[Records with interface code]
-- begin --
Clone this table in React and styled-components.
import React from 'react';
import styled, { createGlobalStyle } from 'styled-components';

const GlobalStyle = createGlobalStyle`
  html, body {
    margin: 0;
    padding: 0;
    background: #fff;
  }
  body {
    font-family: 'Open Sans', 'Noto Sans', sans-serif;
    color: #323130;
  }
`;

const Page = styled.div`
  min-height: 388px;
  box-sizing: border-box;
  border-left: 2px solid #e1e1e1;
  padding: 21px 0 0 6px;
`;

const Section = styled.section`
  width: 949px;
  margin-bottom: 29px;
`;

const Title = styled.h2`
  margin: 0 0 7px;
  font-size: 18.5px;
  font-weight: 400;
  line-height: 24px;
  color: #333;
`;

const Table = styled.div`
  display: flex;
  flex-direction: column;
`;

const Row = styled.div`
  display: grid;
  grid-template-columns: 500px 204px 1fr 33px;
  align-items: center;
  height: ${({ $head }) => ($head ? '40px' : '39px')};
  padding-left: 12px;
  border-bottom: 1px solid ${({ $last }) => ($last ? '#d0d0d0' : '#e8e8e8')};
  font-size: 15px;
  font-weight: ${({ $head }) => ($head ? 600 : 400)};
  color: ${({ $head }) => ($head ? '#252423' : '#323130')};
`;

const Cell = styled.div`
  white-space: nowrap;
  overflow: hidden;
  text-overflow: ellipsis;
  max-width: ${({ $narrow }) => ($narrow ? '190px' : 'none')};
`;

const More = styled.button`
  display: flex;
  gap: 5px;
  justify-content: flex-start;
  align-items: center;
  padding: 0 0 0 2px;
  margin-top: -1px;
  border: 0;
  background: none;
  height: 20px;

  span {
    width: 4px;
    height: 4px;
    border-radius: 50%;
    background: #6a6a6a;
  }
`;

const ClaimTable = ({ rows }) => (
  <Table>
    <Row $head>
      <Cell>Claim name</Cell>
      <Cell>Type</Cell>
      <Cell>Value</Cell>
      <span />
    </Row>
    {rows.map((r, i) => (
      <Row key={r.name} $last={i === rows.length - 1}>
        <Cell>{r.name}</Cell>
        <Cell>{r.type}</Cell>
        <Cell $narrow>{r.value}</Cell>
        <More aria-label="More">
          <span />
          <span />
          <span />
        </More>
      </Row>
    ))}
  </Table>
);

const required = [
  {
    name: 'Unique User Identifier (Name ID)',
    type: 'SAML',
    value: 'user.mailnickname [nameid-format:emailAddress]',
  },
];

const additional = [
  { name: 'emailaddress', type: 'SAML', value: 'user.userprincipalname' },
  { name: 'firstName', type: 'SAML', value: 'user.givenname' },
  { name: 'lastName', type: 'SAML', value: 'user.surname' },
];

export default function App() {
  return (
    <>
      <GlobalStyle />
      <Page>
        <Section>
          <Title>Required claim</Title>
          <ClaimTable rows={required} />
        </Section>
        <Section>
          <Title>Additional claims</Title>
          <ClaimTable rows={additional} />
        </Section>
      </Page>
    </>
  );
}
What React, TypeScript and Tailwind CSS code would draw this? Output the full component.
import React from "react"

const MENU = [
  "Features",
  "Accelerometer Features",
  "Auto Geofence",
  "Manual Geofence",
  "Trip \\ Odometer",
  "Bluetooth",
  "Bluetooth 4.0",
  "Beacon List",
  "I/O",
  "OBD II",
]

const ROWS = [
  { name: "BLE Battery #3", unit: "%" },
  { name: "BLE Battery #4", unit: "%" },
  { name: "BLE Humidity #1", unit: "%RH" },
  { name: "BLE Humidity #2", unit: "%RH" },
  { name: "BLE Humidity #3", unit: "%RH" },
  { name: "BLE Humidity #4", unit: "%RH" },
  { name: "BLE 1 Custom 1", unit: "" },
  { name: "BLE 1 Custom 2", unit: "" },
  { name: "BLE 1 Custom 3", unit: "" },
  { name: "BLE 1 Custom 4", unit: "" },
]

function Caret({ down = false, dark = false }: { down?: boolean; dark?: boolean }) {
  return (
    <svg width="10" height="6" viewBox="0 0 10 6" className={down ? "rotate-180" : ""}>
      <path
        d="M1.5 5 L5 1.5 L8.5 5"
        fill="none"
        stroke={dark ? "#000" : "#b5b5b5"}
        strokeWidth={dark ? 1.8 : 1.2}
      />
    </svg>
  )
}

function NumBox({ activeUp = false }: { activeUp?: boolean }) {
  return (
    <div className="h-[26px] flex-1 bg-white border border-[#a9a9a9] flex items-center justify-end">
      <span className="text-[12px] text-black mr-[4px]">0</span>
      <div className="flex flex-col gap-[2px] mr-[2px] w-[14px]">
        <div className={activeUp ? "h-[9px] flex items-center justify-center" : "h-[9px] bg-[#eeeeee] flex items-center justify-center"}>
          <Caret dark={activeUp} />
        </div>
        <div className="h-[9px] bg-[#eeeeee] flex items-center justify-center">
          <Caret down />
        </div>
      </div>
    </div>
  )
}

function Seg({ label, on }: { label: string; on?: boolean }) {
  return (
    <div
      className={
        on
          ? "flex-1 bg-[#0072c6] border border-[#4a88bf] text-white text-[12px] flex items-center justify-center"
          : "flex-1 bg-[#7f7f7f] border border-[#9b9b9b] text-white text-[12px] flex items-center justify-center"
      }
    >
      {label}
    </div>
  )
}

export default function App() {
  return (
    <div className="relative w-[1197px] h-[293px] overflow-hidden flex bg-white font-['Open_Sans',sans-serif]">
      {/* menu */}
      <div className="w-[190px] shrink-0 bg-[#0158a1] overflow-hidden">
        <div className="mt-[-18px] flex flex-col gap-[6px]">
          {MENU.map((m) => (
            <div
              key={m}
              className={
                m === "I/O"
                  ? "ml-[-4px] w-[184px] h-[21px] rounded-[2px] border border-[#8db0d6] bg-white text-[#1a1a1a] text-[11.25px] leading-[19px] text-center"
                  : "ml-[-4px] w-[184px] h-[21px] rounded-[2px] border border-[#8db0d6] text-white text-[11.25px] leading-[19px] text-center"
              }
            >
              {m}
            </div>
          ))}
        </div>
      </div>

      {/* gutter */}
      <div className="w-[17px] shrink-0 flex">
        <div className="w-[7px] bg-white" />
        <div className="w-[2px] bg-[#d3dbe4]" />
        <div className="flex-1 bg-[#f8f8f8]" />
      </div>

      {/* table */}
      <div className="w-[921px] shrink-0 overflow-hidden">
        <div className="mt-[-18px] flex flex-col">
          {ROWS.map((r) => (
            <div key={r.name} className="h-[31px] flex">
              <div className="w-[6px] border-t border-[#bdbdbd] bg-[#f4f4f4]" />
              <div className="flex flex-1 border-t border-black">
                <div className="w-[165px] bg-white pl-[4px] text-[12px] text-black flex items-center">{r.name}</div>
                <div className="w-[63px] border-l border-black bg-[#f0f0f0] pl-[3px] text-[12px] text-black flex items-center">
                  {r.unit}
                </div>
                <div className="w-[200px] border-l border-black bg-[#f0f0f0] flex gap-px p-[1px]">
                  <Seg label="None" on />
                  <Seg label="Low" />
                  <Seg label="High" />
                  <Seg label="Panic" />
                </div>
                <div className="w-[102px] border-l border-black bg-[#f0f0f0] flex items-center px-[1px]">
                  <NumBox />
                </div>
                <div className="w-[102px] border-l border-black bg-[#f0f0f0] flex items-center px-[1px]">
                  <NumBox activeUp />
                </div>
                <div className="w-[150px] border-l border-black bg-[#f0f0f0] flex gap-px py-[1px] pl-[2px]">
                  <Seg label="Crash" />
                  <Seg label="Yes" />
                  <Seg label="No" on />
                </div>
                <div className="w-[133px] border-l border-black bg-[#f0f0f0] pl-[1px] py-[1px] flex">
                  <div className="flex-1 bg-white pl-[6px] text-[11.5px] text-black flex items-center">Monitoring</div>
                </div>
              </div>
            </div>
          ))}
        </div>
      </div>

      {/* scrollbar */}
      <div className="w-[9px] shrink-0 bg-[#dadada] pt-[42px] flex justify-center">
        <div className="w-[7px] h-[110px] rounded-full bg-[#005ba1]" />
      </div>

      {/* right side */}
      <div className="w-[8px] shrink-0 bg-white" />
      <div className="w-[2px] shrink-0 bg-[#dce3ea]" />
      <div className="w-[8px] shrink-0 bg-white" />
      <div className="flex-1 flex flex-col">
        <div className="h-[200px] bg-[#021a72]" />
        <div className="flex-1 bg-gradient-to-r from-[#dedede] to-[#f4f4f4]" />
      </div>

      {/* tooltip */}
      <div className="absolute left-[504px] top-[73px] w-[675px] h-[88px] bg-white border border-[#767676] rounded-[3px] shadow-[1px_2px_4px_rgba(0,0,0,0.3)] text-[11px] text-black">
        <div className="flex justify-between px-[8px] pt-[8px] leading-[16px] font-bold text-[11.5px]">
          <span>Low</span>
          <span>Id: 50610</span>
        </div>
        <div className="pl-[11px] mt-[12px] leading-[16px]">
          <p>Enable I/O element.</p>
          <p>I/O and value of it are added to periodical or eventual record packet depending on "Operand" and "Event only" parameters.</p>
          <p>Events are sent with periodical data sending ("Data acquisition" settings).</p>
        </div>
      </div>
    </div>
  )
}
-- end --
Exercise: State the count of lines holding the string "components" in the listing above, and nothing else.

The answer: 2